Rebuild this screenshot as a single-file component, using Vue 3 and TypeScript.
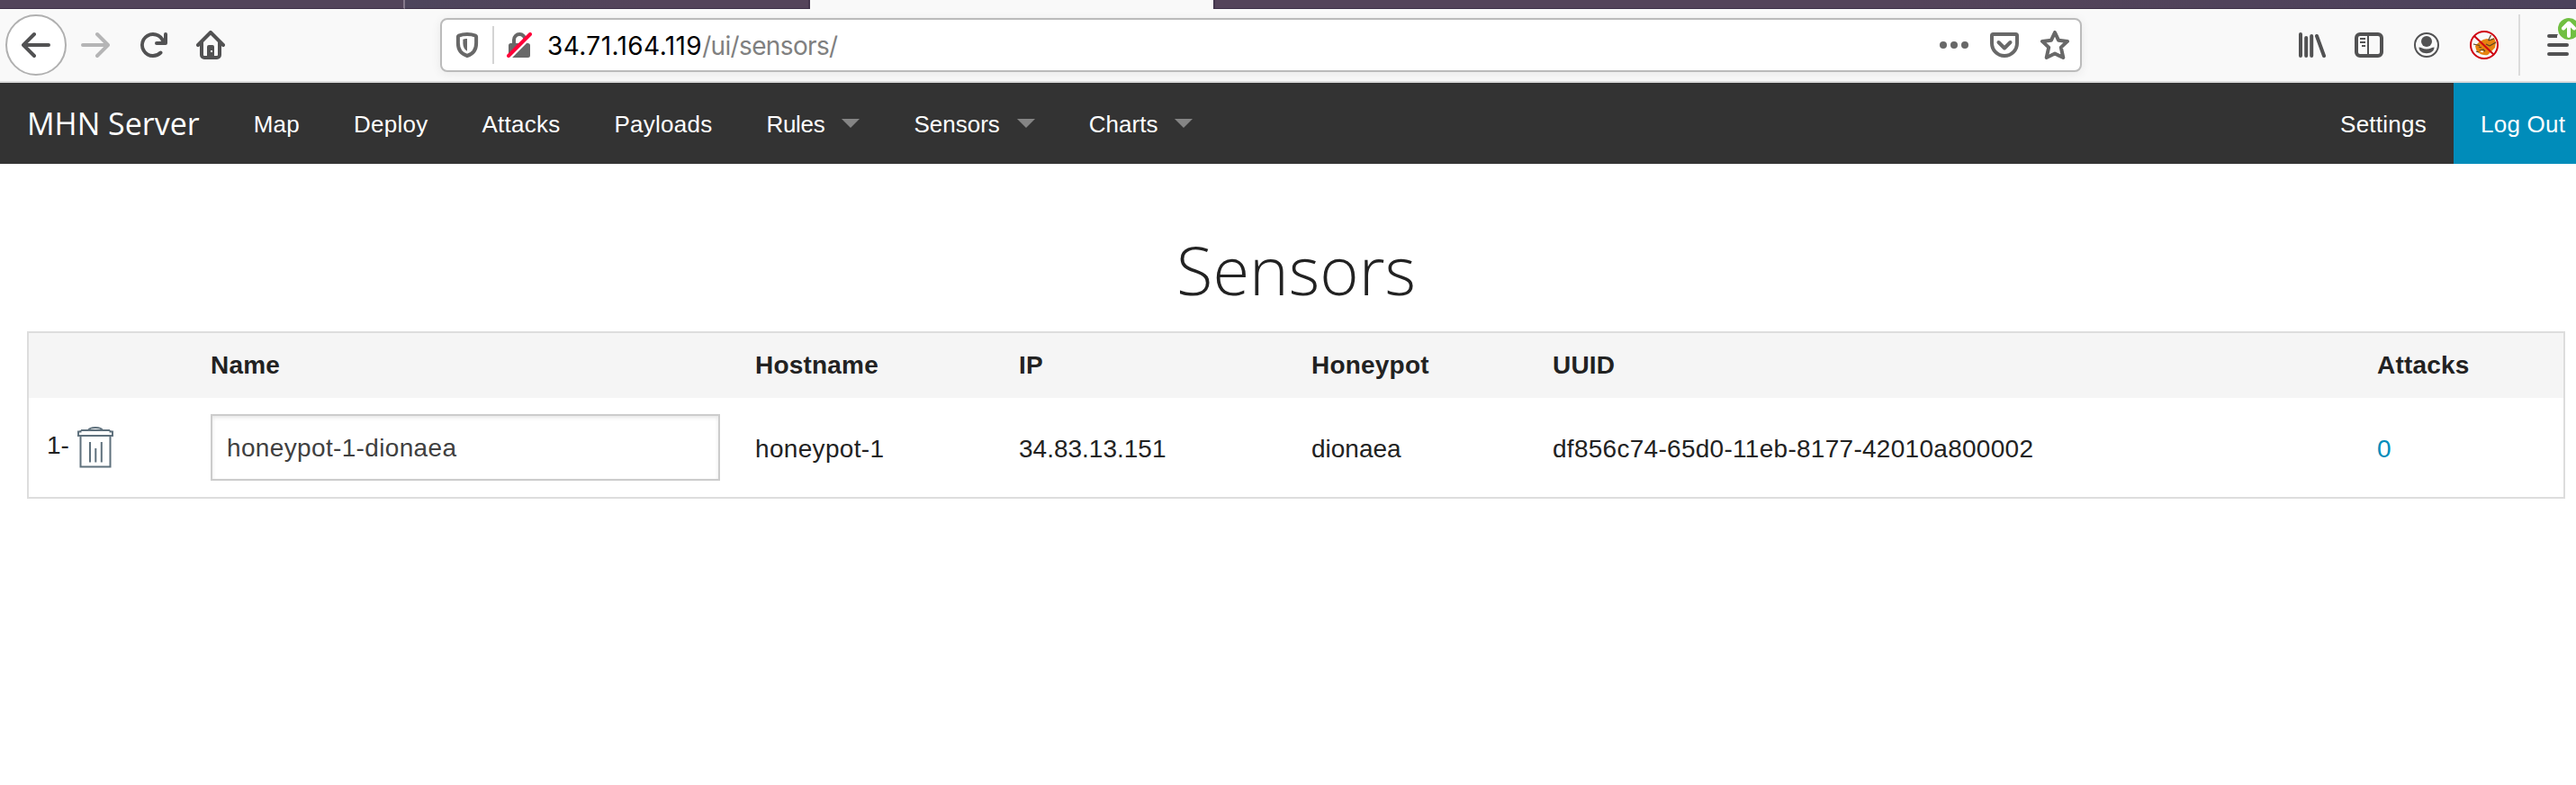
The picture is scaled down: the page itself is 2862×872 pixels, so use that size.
<script setup lang="ts">
interface NavItem {
  label: string
  dropdown?: boolean
}
interface Sensor {
  name: string
  hostname: string
  ip: string
  honeypot: string
  uuid: string
  attacks: number
}

const navItems: NavItem[] = [
  { label: 'Map' },
  { label: 'Deploy' },
  { label: 'Attacks' },
  { label: 'Payloads' },
  { label: 'Rules', dropdown: true },
  { label: 'Sensors', dropdown: true },
  { label: 'Charts', dropdown: true },
]

const headings: string[] = ['', 'Name', 'Hostname', 'IP', 'Honeypot', 'UUID', 'Attacks']

const sensors: Sensor[] = [
  {
    name: 'honeypot-1-dionaea',
    hostname: 'honeypot-1',
    ip: '34.83.13.151',
    honeypot: 'dionaea',
    uuid: 'df856c74-65d0-11eb-8177-42010a800002',
    attacks: 0,
  },
]
</script>

<template>
  <div class="window">
    <div class="tabs">
      <div class="tab first"></div>
      <div class="tab second"></div>
      <div class="tab active"></div>
      <div class="tab rest"></div>
    </div>

    <div class="toolbar">
      <div class="back">
        <svg width="32" height="32" viewBox="0 0 16 16"><path d="M15 7H3.414l4.293-4.293a1 1 0 0 0-1.414-1.414l-6 6a1 1 0 0 0 0 1.414l6 6a1 1 0 0 0 1.414-1.414L3.414 9H15a1 1 0 0 0 0-2z" /></svg>
      </div>
      <svg class="forward" width="32" height="32" viewBox="0 0 16 16"><path d="M1 7h11.586L8.293 2.707a1 1 0 0 1 1.414-1.414l6 6a1 1 0 0 1 0 1.414l-6 6a1 1 0 0 1-1.414-1.414L12.586 9H1a1 1 0 0 1 0-2z" /></svg>
      <svg class="reload" width="32" height="32" viewBox="0 0 16 16"><path d="M15 1a1 1 0 0 0-1 1v2.418A6.995 6.995 0 1 0 8 15a6.954 6.954 0 0 0 4.95-2.05 1 1 0 0 0-1.414-1.414A5.019 5.019 0 1 1 12.549 6H10a1 1 0 0 0 0 2h5a1 1 0 0 0 1-1V2a1 1 0 0 0-1-1z" /></svg>
      <svg class="home" width="32" height="32" viewBox="0 0 32 32">
        <path class="line" d="M2 16 16 2l14 14M6 13v14a3 3 0 0 0 3 3h14a3 3 0 0 0 3-3V13" />
        <path fill-rule="evenodd" d="M12 30V18a2 2 0 0 1 2-2h4a2 2 0 0 1 2 2v12zM16 22v2h2v-2z" />
      </svg>

      <div class="urlbar">
        <svg class="shield" width="26" height="28" viewBox="0 0 26 28">
          <path class="line" d="M13 2c4 0 7 .7 9.300 1.600.5.200.8.600.8 1.200V12c0 7-3.600 12-10.100 14C6.500 24 2.900 19 2.900 12V4.800c0-.6.300-1 .8-1.200C6 2.700 9 2 13 2z" />
          <path d="M13 7c-2 0-3.500.3-4.600.7V12c0 4 1.500 7 4.600 8.800z" />
        </svg>
        <i class="divider"></i>
        <svg class="lock" width="28" height="28" viewBox="0 0 28 28">
          <path class="line" d="M8 14V8.200a6.200 6.200 0 0 1 12.400 0V14" />
          <path d="M4.500 12h19a2.500 2.500 0 0 1 2.500 2.500V25.500a2.500 2.500 0 0 1-2.500 2.500H4.500A2.500 2.500 0 0 1 2 25.500V14.500A2.500 2.500 0 0 1 4.500 12z" />
          <path class="cut" d="M1.500 30.500 30.500 1.500" />
          <path class="slash" d="M2 26l24-24" />
        </svg>
        <span class="host">34.71.164.119</span><span class="path">/ui/sensors/</span>
        <svg class="dots" width="32" height="32" viewBox="0 0 32 32"><circle cx="4" cy="16" r="4" /><circle cx="16" cy="16" r="4" /><circle cx="28" cy="16" r="4" /></svg>
        <svg class="pocket" width="32" height="32" viewBox="0 0 32 32"><path class="line" d="M3.500 4h25a1.500 1.500 0 0 1 1.500 1.500V14a14 14 0 0 1-28 0V5.500A1.500 1.500 0 0 1 3.500 4z" /><path class="line" d="M9.500 13l6.500 6.500 6.500-6.500" /></svg>
        <svg class="star" width="32" height="32" viewBox="0 0 32 32"><path class="line" d="M16 2l4 8.700 10 1.200-7.200 6.700 2.500 11.400L16 25.500 6.700 30l2.500-11.400L2 11.900l10-1.200z" /></svg>
      </div>

      <svg class="library" width="32" height="32" viewBox="0 0 32 32"><path class="line" d="M4 4v24M10.200 8v20M16.200 6v22M22 6l8 22" /></svg>
      <svg class="sidebar" width="32" height="32" viewBox="0 0 32 32">
        <rect class="line" x="2" y="4" width="28" height="24" rx="4" />
        <path d="M14 5h2v22h-2zM6 8h6v2H6zM6 12h6v2H6zM8 16h4v2H8z" />
      </svg>
      <svg class="account" width="28" height="28" viewBox="0 0 28 28">
        <circle class="ring" cx="14" cy="14" r="13" />
        <circle cx="14" cy="10" r="6" />
        <path d="M5.500 16.500c2.500 0 4.500 2 8.500 2s6-2 8.500-2c0 4-3.500 6.700-8.500 6.700s-8.500-2.700-8.500-6.700z" />
      </svg>
      <svg class="fox" width="32" height="32" viewBox="0 0 32 32">
        <path class="fox-face" d="M6 17 10 13l5-3 4-1 3 1 5-2 2 5-1 6-4 4-4 4c-6 1-11-2-13-6z" />
        <path class="fox-mark" d="M4 15l7 1.500M23.500 5l-3 6M21 11l6-2M29 13l-7 4M11 22l4-1 2 2M18 15l4 2M7 23l3 1M10 18l3 1" />
        <path class="fox-eye" d="M12 23l3 .500" />
        <circle class="ban" cx="16" cy="16" r="15" />
        <path class="ban" d="M5 6l22 21" />
      </svg>
      <i class="tool-divider"></i>
      <div class="menu">
        <svg width="24" height="24" viewBox="0 0 24 24"><path d="M2 0h10q-1.500 1.500-1 4H2a2 2 0 0 1 0-4z" /><path class="line" d="M2 12h20M2 22h20" /></svg>
        <svg class="badge" width="24" height="24" viewBox="0 0 24 24"><circle cx="12" cy="12" r="12" /><path d="M12 20V6M6 11.500l6-6 6 6" /></svg>
      </div>
    </div>

    <nav class="topbar">
      <a class="brand">MHN Server</a>
      <a v-for="item in navItems" :key="item.label" class="link" :class="{ dropdown: item.dropdown }">{{ item.label }}</a>
      <span class="grow"></span>
      <a class="link">Settings</a>
      <a class="link logout">Log Out</a>
    </nav>

    <main>
      <h1>Sensors</h1>
      <table>
        <colgroup>
          <col class="c-index" /><col class="c-name" /><col class="c-host" /><col class="c-ip" /><col class="c-pot" /><col class="c-uuid" /><col />
        </colgroup>
        <thead>
          <tr><th v-for="(heading, i) in headings" :key="i">{{ heading }}</th></tr>
        </thead>
        <tbody>
          <tr v-for="(sensor, i) in sensors" :key="sensor.uuid">
            <td>
              <div class="index">
                <span>{{ i + 1 }}-</span>
                <svg width="40" height="46" viewBox="0 0 40 46">
                  <path d="M12 4c2-4 14-4 16 0M4 4h32M3.500 4v1.500H1V10h38V5.500H36.500V4M3.500 10v34.500h33V10M14 17v22.500M20.300 24v15.500M26.800 17v22.500" />
                </svg>
              </div>
            </td>
            <td><input type="text" :value="sensor.name" /></td>
            <td class="text host-cell">{{ sensor.hostname }}</td>
            <td class="text">{{ sensor.ip }}</td>
            <td class="text">{{ sensor.honeypot }}</td>
            <td class="text uuid-cell">{{ sensor.uuid }}</td>
            <td class="text"><a class="count">{{ sensor.attacks }}</a></td>
          </tr>
        </tbody>
      </table>
    </main>
  </div>
</template>

<style>
body {
  margin: 0;
  background: #fff;
}
</style>

<style scoped>
* {
  box-sizing: border-box;
}
.window {
  width: 2862px;
  height: 872px;
  overflow: hidden;
  background: #fff;
  color: #222;
  font-family: "Liberation Sans", Arial, sans-serif;
}
svg {
  display: block;
  flex: none;
}
.tabs {
  display: flex;
  height: 10px;
  background: #f9f9f9;
}
.tab {
  background: #52445a;
  border-bottom: 1px solid #3d3047;
}
.first {
  width: 450px;
  border-right: 2px solid #85798b;
}
.second {
  width: 450px;
  background: linear-gradient(90deg, #4d455c, #54445a 60%);
  border-right: 2px solid #43364c;
}
.active {
  width: 448px;
  background: #f9f9f9;
  border: 0;
}
.rest {
  flex: 1;
  border-left: 2px solid #43364c;
  background: linear-gradient(90deg, #54445a, #54445a 50%, #4c425c);
}
.toolbar {
  display: flex;
  align-items: center;
  height: 82px;
  background: #f9f9f9;
  border-bottom: 2px solid #dcdcdc;
  fill: #525253;
}
.line {
  fill: none;
  stroke: #525253;
  stroke-width: 4;
  stroke-linecap: round;
  stroke-linejoin: round;
}
.back {
  display: flex;
  align-items: center;
  justify-content: center;
  width: 68px;
  height: 68px;
  margin-left: 6px;
  border: 2px solid #b0b0b0;
  border-radius: 50%;
  background: #fff;
}
.forward {
  margin-left: 16px;
  fill: #b5b5b6;
}
.reload {
  margin-left: 32px;
}
.home {
  margin-left: 32px;
}
.urlbar {
  display: flex;
  align-items: center;
  width: 1824px;
  height: 60px;
  margin-left: 239px;
  border: 2px solid #bbb;
  border-radius: 8px;
  background: #fff;
  box-shadow: 0 2px 12px rgba(0, 0, 0, 0.07);
  fill: #686868;
  font: 28px Inter, sans-serif;
  white-space: nowrap;
}
.urlbar .line {
  stroke: #686868;
}
.shield {
  margin-left: 15px;
}
.divider {
  width: 2px;
  height: 42px;
  margin-left: 15px;
  background: #d4d4d4;
}
.lock {
  margin-left: 14px;
}
.lock .line {
  stroke-linecap: butt;
}
.cut {
  fill: none;
  stroke: #fff;
  stroke-width: 3;
}
.slash {
  fill: none;
  stroke: #ff0039;
  stroke-width: 4;
  stroke-linecap: round;
}
.host {
  margin: 2px 0 0 17px;
  color: #000;
  letter-spacing: 0.42px;
}
.path {
  margin-top: 2px;
  color: #808080;
  letter-spacing: -0.65px;
}
.dots {
  margin-left: auto;
}
.pocket {
  margin-left: 24px;
}
.star {
  margin: 0 12px 0 24px;
}
.library {
  margin-left: 239px;
}
.sidebar {
  margin-left: 32px;
}
.account {
  margin-left: 34px;
}
.ring {
  fill: none;
  stroke: #525253;
  stroke-width: 2;
}
.fox {
  margin-left: 34px;
}
.fox-face {
  fill: #e68310;
}
.fox-mark {
  fill: none;
  stroke: #5b4327;
  stroke-width: 1.2;
}
.fox-eye {
  fill: none;
  stroke: #fff;
  stroke-width: 1.5;
}
.ban {
  fill: none;
  stroke: #cf0010;
  stroke-width: 2;
}
.tool-divider {
  width: 2px;
  height: 68px;
  margin-left: 22px;
  background: #dcdcdc;
}
.menu {
  position: relative;
  flex: none;
  margin-left: 30px;
}
.badge {
  position: absolute;
  left: 12px;
  top: -18px;
  fill: #70bf41;
}
.badge path {
  fill: none;
  stroke: #fff;
  stroke-width: 4;
  stroke-linecap: round;
  stroke-linejoin: round;
}
.topbar {
  display: flex;
  height: 90px;
  background: #333;
  color: #fff;
  font-size: 26px;
  line-height: 92px;
  white-space: nowrap;
}
.brand {
  padding: 0 30px;
  font: 34px/90px "Open Sans", sans-serif;
}
.link {
  padding: 0 30px;
  letter-spacing: 0.25px;
}
.dropdown {
  display: flex;
  align-items: flex-start;
  letter-spacing: 0;
}
.dropdown:nth-of-type(6) {
  letter-spacing: -0.3px;
}
.dropdown::after {
  content: "";
  align-self: center;
  margin: 0 0 0 19px;
  border: 10px solid transparent;
  border-top-color: #858585;
  border-bottom: 0;
}
.grow {
  flex: 1;
}
.logout {
  width: 136px;
  padding-right: 0;
  background: #008cba;
}
main {
  width: 2820px;
  margin-left: 30px;
}
h1 {
  margin: 0;
  padding-top: 66px;
  height: 186px;
  font: 300 74px/104px "Open Sans", sans-serif;
  text-align: center;
}
table {
  width: 2820px;
  table-layout: fixed;
  border: 2px solid #ddd;
  border-spacing: 0;
  font-size: 28px;
  line-height: 36px;
}
.c-index {
  width: 182px;
}
.c-name {
  width: 605px;
}
.c-host {
  width: 293px;
}
.c-ip {
  width: 325px;
}
.c-pot {
  width: 268px;
}
.c-uuid {
  width: 916px;
}
th,
td {
  padding: 18px 20px;
  text-align: left;
}
th {
  height: 72px;
  background: #f5f5f5;
  letter-spacing: 0.2px;
}
tbody td {
  height: 110px;
}
tbody .text {
  padding-top: 21px;
}
.host-cell {
  letter-spacing: 0.33px;
}
.uuid-cell {
  letter-spacing: 0.28px;
}
.index {
  display: flex;
  align-items: center;
  gap: 9px;
}
.index svg {
  fill: none;
  stroke: #5f717d;
  stroke-width: 2;
}
.index span {
  margin-top: -5px;
}
input {
  display: block;
  width: 566px;
  height: 74px;
  padding: 2px 16px 0;
  border: 2px solid #ccc;
  border-radius: 0;
  background: #fff;
  box-shadow: inset 0 2px 4px rgba(0, 0, 0, 0.1);
  color: #404040;
  font: 28px "Liberation Sans", Arial, sans-serif;
  letter-spacing: 0.35px;
}
.count {
  color: #008cba;
}
</style>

* [Task] Search the data above for lines holding "size" and copy each of them.

* [Finished task]
The picture is scaled down: the page itself is 2862×872 pixels, so use that size.
  font-size: 26px;
  font-size: 28px;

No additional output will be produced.